For others, the silence is total. No call. No message. No noticing that the contact disappeared at all.
That second outcome is the discovery that wounds people the most, because it forces an answer to a question they never wanted to ask: was I friends with this person, or was I simply the unpaid manager of this relationship?
Why This Hurts More Than a Breakup
A friendship ending through conflict is painful, but it comes with clarity. You know what happened. A friendship that quietly dissolves the moment you stop carrying it offers no such closure. Instead, it offers something psychologists sometimes call ambiguous loss: grief without a clear cause, an ending without an event.
There’s also a layer of retroactive humiliation to it. The realization isn’t just “this person doesn’t want to be in touch anymore.” It’s “this person was never really invested, and I spent years, sometimes decades, mistaking my own effort for mutual affection.”
That reframing is brutal, because it doesn’t just end a friendship in the present. It rewrites the past. Memories that once felt warm get re-examined under a harsher light. Was that “best friend” really showing up for you, or were you simply very good at showing up for them?
The Concept of Emotional Labor in Friendship
Sociologists use the term emotional labor to describe the often invisible work of managing feelings, maintaining harmony, and keeping relationships running smoothly. It’s typically discussed in the context of jobs or romantic partnerships, but it applies just as powerfully to friendship.

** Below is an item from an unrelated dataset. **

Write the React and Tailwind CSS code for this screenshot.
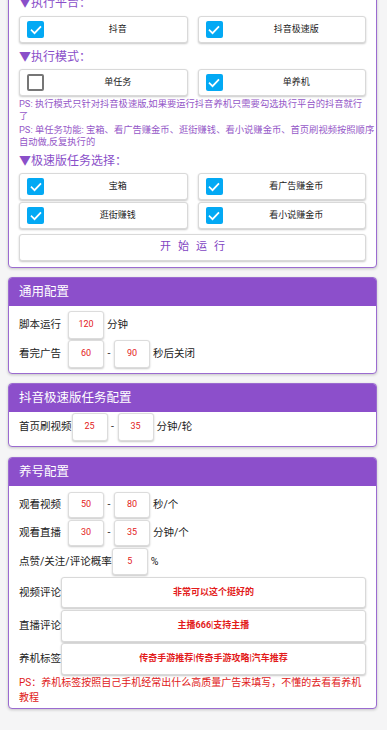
import React from 'react';

const font = { fontFamily: 'Roboto, "Noto Sans CJK SC", sans-serif' };

const CheckIcon = () => (
  <svg viewBox="0 0 24 24" className="w-[14px] h-[14px]" fill="none" stroke="white" strokeWidth="3" strokeLinecap="square">
    <path d="M4.5 12.5l5 5L19.5 7" />
  </svg>
);

const Check = ({ checked, label }) => (
  <div className="flex items-center h-[27px] bg-white border border-[#d9d9d9] rounded-[3px] shadow-[0_1px_2px_rgba(0,0,0,0.22)]">
    {checked ? (
      <div className="ml-[7px] w-[17px] h-[17px] rounded-[2px] bg-[#03a9f4] flex items-center justify-center shrink-0">
        <CheckIcon />
      </div>
    ) : (
      <div className="ml-[7px] w-[17px] h-[17px] rounded-[2px] border-2 border-[#767676] shrink-0"></div>
    )}
    <span className="flex-1 text-center pl-[5px] text-[9px] text-[#222]">{label}</span>
  </div>
);

const Heading = ({ children, className = '' }) => (
  <div className={`flex items-center text-[12px] text-[#8a4fc9] ${className}`}>{children}</div>
);

const Num = ({ value }) => (
  <div className="w-[36px] h-full bg-white border border-[#dcdcdc] rounded-[3px] shadow-[0_1px_2px_rgba(0,0,0,0.22)] flex items-center justify-center text-[9px] text-[#e31b1b] shrink-0">
    {value}
  </div>
);

const Dash = () => <span className="w-[10px] text-center text-[10.5px] text-[#333]">-</span>;

const Row = ({ label, children, className = 'h-[28px]' }) => (
  <div className={`flex items-center ${className}`}>
    <span className="min-w-[49px] text-[10.5px] text-[#222] whitespace-nowrap">{label}</span>
    {children}
  </div>
);

const Unit = ({ children }) => <span className="ml-[3px] text-[10.5px] text-[#222]">{children}</span>;

const TextRow = ({ label, value, className }) => (
  <div className={`flex items-center ${className}`}>
    <span className="text-[10.5px] text-[#222] whitespace-nowrap">{label}</span>
    <div className="flex-1 h-full bg-white border border-[#d9d9d9] rounded-[3px] shadow-[0_1px_2px_rgba(0,0,0,0.22)] flex items-center justify-center text-[9px] font-bold text-[#e31b1b]">
      {value}
    </div>
  </div>
);

const Card = ({ title, children, className = '' }) => (
  <div className={`ml-2 mr-[10px] bg-white border border-[#9b6bd0] rounded-[4px] overflow-hidden shadow-[0_1px_3px_rgba(0,0,0,0.2)] ${className}`}>
    {title && (
      <div className="bg-[#8c4fcb] h-[28px] flex items-center px-[10px] text-[12.5px] text-white">{title}</div>
    )}
    {children}
  </div>
);

export default function App() {
  return (
    <div className="w-[387px] h-[730px] overflow-hidden bg-[#f5f5f6]" style={font}>
      <div className="-mt-[11px]">
        <Card>
          <div className="px-[10px] pb-[6px]">
            <Heading className="h-[26px]">▼执行平台：</Heading>
            <div className="grid grid-cols-2 gap-x-[10px]">
              <Check checked label="抖音" />
              <Check checked label="抖音极速版" />
            </div>
            <Heading className="h-[26px] pt-[2px]">▼执行模式：</Heading>
            <div className="grid grid-cols-2 gap-x-[10px]">
              <Check checked={false} label="单任务" />
              <Check checked label="单养机" />
            </div>
            <div className="mt-[2px] -mr-[8px] text-[9.3px] leading-[12px] text-[#9558c8]">
              <div className="whitespace-nowrap">PS: 执行模式只针对抖音极速版,如果要运行抖音养机只需要勾选执行平台的抖音就行</div>
              <div>了</div>
            </div>
            <div className="mt-[2px] -mr-[8px] text-[9.3px] leading-[12px] text-[#9558c8]">
              <div className="whitespace-nowrap">PS: 单任务功能: 宝箱、看广告赚金币、逛街赚钱、看小说赚金币、首页刷视频按照顺序</div>
              <div>自动做,反复执行的</div>
            </div>
            <Heading className="h-[25px]">▼极速版任务选择：</Heading>
            <div className="grid grid-cols-2 gap-x-[10px] gap-y-[2px]">
              <Check checked label="宝箱" />
              <Check checked label="看广告赚金币" />
              <Check checked label="逛街赚钱" />
              <Check checked label="看小说赚金币" />
            </div>
            <button className="mt-[5px] w-full h-[27px] bg-white border border-[#d9d9d9] rounded-[3px] shadow-[0_1px_2px_rgba(0,0,0,0.22)] text-[11px] text-[#7f45c2] tracking-[7px] pl-[7px]">
              开始运行
            </button>
          </div>
        </Card>

        <Card title="通用配置" className="mt-[9px]">
          <div className="px-[10px] pt-[5px] pb-[5px]">
            <Row label="脚本运行">
              <Num value="120" />
              <Unit>分钟</Unit>
            </Row>
            <Row label="看完广告" className="h-[28px] mt-[1px]">
              <Num value="60" />
              <Dash />
              <Num value="90" />
              <Unit>秒后关闭</Unit>
            </Row>
          </div>
        </Card>

        <Card title="抖音极速版任务配置" className="mt-[9px]">
          <div className="px-[10px] pt-[1px] pb-[5px]">
            <Row label="首页刷视频">
              <Num value="25" />
              <Dash />
              <Num value="35" />
              <Unit>分钟/轮</Unit>
            </Row>
          </div>
        </Card>

        <Card title="养号配置" className="mt-[10px]">
          <div className="px-[10px] pt-[6px] pb-[3px]">
            <Row label="观看视频" className="h-[26px]">
              <Num value="50" />
              <Dash />
              <Num value="80" />
              <Unit>秒/个</Unit>
            </Row>
            <Row label="观看直播" className="h-[26px] mt-[2px]">
              <Num value="30" />
              <Dash />
              <Num value="35" />
              <Unit>分钟/个</Unit>
            </Row>
            <Row label="点赞/关注/评论概率" className="h-[27px] mt-[2px]">
              <Num value="5" />
              <Unit>%</Unit>
            </Row>
            <TextRow label="视频评论" value="非常可以这个挺好的" className="h-[31px] mt-[2px]" />
            <TextRow label="直播评论" value="主播666|支持主播" className="h-[32px] mt-[2px]" />
            <TextRow label="养机标签" value="传奇手游推荐|传奇手游攻略|汽车推荐" className="h-[32px] mt-[1px]" />
            <div className="text-[10px] leading-[15px] text-[#e02020]">
              PS：养机标签按照自己手机经常出什么高质量广告来填写，不懂的去看看养机教程
            </div>
          </div>
        </Card>
      </div>
    </div>
  );
}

In a healthy friendship, this labor flows both directions, even if not perfectly evenly. One person checks in more during a hard month. The other returns the favor when the tables turn. The exchange isn’t always 50/50 in any given week, but over the long run it balances out.
In an unhealthy or asymmetric friendship, the labor only flows one way. One person is the planner, the listener, the rememberer, the one who notices the silence and breaks it. The other person is, functionally, a passenger: pleasant to be around, but never the driver.
This kind of imbalance can be sustainable for a surprisingly long time, because the person doing all the work usually enjoys connection enough to keep supplying it without resentment, at least for a while. The relationship only reveals its true shape the moment that person stops.
A Quiet Kind of Social Exchange
There’s an older idea in social psychology, often called social exchange theory, which suggests that relationships are implicitly evaluated by the people in them according to a rough cost-benefit calculation. What am I putting in, and what am I getting out?
Most people don’t consciously run this calculation in friendship, because friendship is supposed to feel free of transaction. But the nervous system keeps score even when the conscious mind insists otherwise. That’s part of why discovering a one-sided friendship can feel like a gut punch. Some part of you had been quietly tallying the imbalance long before your conscious mind admitted it.
Why Aging Makes This More Visible, Not More Common
It isn’t that one-sided friendships suddenly appear later in life. They were likely there all along. What changes with age is energy, time, and tolerance for inefficiency.
In youth, people often have more bandwidth to maintain lopsided relationships without noticing the cost. In midlife and beyond, energy becomes scarcer. There’s a career, aging parents, health concerns, sometimes grandchildren. That reduced surplus of energy forces a kind of natural audit. People simply can’t afford to keep pouring effort into something that returns nothing, so for the first time, they stop. And the silence that follows tells them everything the relationship never did.
What to Do With This Realization
The instinct, after discovering an asymmetric friendship, is often to feel foolish, to wonder how the imbalance went unnoticed for so long. But noticing it now isn’t a failure. It’s a form of clarity that simply wasn’t available earlier, because it required the test of stepping back to reveal itself.
The healthier response isn’t bitterness toward the person who didn’t reciprocate. It’s a recalibration of where future emotional energy goes. Reciprocal friendships, the kind where both people initiate, both people remember, both people show up without being asked, are rarer than people assume, and they deserve to be the priority going forward.
Growing older doesn’t have to mean growing lonelier. But it does seem to mean growing more honest about which relationships were ever truly mutual in the first place. That honesty stings at first. Over time, it tends to make room for friendships that were real all along.